7. A plain reading of Section 23(1)(b) of the Act shows that the Assistant Commissioner has been invested with the power to issue a search warrant when the persons concerned are serving or were serving in the Revenue Department or under the Deputy Commissioner of Land Records or the Deputy Commissioner for Settlement only when the recovery of public papers or other property of the State Government becomes necessary. Sri Narayana Rao was evidently serving as a Village Accountant and therefore in the Revenue Department. It is undisputed that what are sought to be recovered are public papers which Narayana Rao was supposed to have had as a Village Accountant. Therefore, the necessary ingredients enabling exercise of the power vested in a Deputy Commissioner or an Assistant Commissioner under Section 23(1)(b) of the Act are present in the case on hand. Now the contention of Sri T. Venkanna that by virtue of Section 23(1)(b) a Deputy Commissioner or an Assistant Commissioner becomes a Magistrate exercising powers under Chapter VII of the Code is to be examined.
8. A reading of Section 23(1)(b) of the Act further shows that the power to issue search warrant is vested in the Deputy Commissioners and the Assistant Commissioners not because of the provisions of the Code but because of Section 23(1)(b) of the Act itself. The latter part of Section 23(1)(b) of the Act makes it abundantly clear that in respect of search warrants issued by the Deputy Commissioners or the Assistant Commissioners, the said Deputy Commissioners or the Assistant Commissioners can exercise all the powers that a Magistrate can exercise under Chapter VII of the Code. So what is clear to my mind is that the power to issue search warrants for a limited purpose narrated and discussed in the preceding paragraph is vested in the Deputy Commissioners and the Assistant Commissioners by virtue of Section 23(1)(b) of the Act itself. By Section 23(1)(b) of the Act itself, further power that a Magistrate could exercise, while issuing search warrant under Chapter VII of the Code, is also vested in the Deputy Commissioners and the Assistant Commissioners. It would not be correct to understand Section 23(1) (b) of the Act to mean that the Deputy Commissioners and the Assistant Commissioners become Magistrates exercising powers under Section 96 of the Code only while issuing search warrants and they remain mere Deputy Commissioners and Assistant Commissioners while enforcing the search warrants. Hence, these acts of Deputy Commissioners and Assistant Commissioners under Section 23(1)(b) of the Act cannot at all be the acts of the Magistrate exercisable under Chapter VII of the Code.
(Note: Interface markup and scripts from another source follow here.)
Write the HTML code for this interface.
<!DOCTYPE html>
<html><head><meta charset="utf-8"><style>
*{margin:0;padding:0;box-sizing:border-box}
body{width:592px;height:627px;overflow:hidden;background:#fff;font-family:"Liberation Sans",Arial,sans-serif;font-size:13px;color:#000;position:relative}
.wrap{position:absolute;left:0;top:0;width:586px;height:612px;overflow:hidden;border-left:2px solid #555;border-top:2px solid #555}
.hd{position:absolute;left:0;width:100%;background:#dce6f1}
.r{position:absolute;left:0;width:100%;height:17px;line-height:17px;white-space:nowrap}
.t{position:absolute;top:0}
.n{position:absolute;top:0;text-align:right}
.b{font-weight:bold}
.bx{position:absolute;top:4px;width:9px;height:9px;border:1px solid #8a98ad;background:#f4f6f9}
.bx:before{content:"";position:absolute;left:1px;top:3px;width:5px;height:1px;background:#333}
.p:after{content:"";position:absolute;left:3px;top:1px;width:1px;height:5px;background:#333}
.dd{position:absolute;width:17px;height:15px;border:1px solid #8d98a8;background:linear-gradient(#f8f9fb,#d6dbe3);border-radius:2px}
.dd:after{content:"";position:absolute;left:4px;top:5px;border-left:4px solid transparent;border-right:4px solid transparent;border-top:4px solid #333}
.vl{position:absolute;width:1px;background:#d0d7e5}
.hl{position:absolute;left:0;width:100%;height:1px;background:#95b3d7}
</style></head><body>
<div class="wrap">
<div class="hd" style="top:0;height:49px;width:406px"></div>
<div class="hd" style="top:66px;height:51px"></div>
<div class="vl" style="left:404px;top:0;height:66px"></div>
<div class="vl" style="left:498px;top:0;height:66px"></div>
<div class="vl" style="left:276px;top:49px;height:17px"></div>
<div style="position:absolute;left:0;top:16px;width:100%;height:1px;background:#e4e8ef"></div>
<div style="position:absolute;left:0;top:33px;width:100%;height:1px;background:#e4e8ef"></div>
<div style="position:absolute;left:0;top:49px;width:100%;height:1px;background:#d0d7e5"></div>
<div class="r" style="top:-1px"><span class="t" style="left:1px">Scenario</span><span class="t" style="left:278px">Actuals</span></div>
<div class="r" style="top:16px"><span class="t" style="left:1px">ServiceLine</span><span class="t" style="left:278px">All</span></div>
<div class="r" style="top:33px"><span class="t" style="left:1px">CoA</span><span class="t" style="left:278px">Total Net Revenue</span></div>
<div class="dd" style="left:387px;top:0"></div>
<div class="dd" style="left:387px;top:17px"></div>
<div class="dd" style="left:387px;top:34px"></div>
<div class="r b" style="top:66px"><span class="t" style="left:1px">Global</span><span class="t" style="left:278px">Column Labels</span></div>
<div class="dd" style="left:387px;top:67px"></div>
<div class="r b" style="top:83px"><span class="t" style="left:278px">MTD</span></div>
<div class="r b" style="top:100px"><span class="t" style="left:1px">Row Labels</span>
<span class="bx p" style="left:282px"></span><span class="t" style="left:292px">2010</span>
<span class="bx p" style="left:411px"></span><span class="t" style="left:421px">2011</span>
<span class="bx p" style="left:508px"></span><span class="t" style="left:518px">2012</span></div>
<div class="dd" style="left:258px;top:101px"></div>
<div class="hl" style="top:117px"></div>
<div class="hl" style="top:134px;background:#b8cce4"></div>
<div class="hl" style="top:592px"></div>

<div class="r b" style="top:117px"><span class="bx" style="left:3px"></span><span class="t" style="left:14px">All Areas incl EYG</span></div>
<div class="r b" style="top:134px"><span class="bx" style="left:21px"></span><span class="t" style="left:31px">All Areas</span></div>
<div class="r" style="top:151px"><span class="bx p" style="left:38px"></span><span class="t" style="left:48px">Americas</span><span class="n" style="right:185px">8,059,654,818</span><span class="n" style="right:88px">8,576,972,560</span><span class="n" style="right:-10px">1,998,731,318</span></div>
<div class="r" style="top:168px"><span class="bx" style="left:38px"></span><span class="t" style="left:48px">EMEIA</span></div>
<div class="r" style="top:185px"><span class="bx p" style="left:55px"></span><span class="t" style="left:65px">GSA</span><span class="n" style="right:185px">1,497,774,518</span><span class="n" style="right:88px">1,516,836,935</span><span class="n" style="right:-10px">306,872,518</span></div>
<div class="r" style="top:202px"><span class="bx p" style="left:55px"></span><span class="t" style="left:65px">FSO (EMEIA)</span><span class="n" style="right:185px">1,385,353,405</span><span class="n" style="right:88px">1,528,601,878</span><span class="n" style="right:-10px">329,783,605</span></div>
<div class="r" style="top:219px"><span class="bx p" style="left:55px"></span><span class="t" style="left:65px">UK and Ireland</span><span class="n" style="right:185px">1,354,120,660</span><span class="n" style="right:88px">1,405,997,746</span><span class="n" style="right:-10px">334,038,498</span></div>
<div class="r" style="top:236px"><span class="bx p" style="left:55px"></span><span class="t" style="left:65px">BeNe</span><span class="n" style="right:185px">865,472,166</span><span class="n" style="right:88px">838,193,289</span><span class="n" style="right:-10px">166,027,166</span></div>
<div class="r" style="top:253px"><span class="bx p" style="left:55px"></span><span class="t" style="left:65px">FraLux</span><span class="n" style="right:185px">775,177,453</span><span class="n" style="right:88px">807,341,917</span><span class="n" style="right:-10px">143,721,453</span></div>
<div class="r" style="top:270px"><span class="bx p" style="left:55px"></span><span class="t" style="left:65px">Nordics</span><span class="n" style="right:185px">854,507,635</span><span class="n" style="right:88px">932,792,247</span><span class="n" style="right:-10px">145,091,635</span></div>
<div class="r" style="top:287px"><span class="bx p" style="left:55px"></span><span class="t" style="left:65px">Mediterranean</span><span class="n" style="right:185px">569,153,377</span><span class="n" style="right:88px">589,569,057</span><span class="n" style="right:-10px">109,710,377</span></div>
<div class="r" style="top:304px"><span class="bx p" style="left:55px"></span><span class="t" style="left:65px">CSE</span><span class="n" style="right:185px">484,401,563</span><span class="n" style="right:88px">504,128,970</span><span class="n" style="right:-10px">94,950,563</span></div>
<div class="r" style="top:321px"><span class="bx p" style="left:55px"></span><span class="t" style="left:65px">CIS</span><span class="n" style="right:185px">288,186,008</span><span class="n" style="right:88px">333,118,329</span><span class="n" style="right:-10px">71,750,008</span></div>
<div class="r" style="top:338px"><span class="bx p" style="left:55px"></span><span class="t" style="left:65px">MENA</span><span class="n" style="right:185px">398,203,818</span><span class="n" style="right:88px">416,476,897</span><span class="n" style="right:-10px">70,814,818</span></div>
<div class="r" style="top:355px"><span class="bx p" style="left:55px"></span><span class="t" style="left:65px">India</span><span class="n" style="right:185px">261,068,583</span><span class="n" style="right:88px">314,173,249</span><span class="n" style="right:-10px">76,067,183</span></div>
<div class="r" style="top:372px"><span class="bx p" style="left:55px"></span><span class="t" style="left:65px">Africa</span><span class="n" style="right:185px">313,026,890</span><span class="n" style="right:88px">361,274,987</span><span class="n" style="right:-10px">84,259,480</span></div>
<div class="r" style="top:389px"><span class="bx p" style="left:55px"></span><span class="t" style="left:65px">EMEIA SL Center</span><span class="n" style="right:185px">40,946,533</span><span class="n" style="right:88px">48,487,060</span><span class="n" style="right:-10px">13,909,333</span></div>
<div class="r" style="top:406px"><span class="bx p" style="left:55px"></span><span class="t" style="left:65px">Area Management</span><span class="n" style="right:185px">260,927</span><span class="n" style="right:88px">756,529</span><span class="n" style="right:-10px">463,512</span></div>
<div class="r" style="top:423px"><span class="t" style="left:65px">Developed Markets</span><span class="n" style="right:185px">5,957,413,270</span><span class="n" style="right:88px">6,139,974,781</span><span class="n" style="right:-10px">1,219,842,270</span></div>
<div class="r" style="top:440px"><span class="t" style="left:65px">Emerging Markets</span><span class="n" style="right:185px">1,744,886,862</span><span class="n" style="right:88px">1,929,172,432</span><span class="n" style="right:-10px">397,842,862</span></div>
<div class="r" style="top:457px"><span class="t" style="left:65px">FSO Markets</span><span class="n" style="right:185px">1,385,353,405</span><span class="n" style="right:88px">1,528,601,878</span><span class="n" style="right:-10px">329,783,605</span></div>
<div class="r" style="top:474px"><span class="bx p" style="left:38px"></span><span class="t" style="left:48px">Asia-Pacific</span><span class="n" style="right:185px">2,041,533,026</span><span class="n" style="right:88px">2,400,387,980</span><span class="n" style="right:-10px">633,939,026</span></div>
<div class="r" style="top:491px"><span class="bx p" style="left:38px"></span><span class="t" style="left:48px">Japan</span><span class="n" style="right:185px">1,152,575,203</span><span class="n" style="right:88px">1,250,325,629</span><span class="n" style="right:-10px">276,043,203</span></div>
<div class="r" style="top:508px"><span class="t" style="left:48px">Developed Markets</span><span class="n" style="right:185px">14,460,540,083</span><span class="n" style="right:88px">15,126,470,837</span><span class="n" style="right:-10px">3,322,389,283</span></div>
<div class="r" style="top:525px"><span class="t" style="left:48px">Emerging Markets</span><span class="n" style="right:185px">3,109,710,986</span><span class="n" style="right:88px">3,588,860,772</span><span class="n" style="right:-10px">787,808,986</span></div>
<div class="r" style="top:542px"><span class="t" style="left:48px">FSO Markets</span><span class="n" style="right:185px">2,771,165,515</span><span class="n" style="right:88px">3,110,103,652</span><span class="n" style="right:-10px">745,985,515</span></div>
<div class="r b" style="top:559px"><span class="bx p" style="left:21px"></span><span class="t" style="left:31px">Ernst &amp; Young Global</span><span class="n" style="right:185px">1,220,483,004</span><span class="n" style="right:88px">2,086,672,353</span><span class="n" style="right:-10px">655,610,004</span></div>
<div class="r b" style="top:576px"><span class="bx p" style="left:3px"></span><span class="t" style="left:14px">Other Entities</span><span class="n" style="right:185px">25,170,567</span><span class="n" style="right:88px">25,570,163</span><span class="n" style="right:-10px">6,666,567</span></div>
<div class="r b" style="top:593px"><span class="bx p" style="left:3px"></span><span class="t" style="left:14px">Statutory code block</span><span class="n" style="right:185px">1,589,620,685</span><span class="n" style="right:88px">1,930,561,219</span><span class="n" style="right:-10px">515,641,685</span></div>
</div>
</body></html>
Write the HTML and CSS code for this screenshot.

Therefore, I reject this contention.
9. Sri Venkanna contended that the order in question clearly shows that the search warrant was issued by the officer not as an Assistant Commissioner acting under Section 23 of the Act but as a Sub-Divisional Magistrate, Bangalore and hence, on the face of it, it is unsustainable because the recovery of public papers was not for any inquiry, trial or other proceeding under the Code. Mr. Venkanna is right in his contention. But the question is whether the order by itself is unjust and requires to be set aside by this Court in exercise of its revisional jurisdiction. Sri Venkanna urged that in view of the interpretation of Section 23(1)(b) of the Act made as above, the search warrant issued by an Assistant Commissioner or a Deputy Commissioner would not be revisable either by the Sessions Judge or by this Court under the provisions of the Code. This contention is sound. If the order in question is construed as an order passed by the Assistant Commissioner in exercise of the powers conferred on him under Section 23(1)(b) of the Act, it will have to be held that no revision lies against such order before the Sessions Judge and hence no revision lies in this Court under the provisions of the Code as the order would not be evidently made under the provisions of the Code.
10. In view of what has been narrated and discussed in the preceding paragraphs. I have no hesitation in holding that though the order in question purports to have been passed by the Officer as Sub-Divisional Magistrate, it is sustainable because of the powers vested in the said officer himself by Section 23(1)(b) of the Act and interests of justice do not require the said order to be set aside. When it is seen that the order is deemed to have been passed under Section 23(1)(b) of the Act, it has to be held that no revision under the Code lies and hence the revision petition is not competent.
11. Sri Venkanna, lastly urged that in view of Sections 49 and 56 of the Act, it would be open to his client J. K. Narayana Rao to agitate against the order in question before the Tribunal and at this stage, that remedy is likely to be barred by the period of limitation and therefore, this Court ought not to construe the order as having been made by the officer in his capacity as Assistant Commissioner exercising powers under Section 23(1)(b) of the Act. I do not find any difficulty in the way of Sri Narayana Rao, the client of Sri T. Venkanna in this behalf, Sri Narayana Rao has been bona fide pursuing his remedy before the Sessions Judge and this Court and the period taken in pursuing this remedy has to be taken into consideration while computing the period of limitation in case Sri Narayana Rao chooses to agitate either under Section 49 or under Section 56 of the Act.
12. In view of the foregoing reasons, this reference is rejected.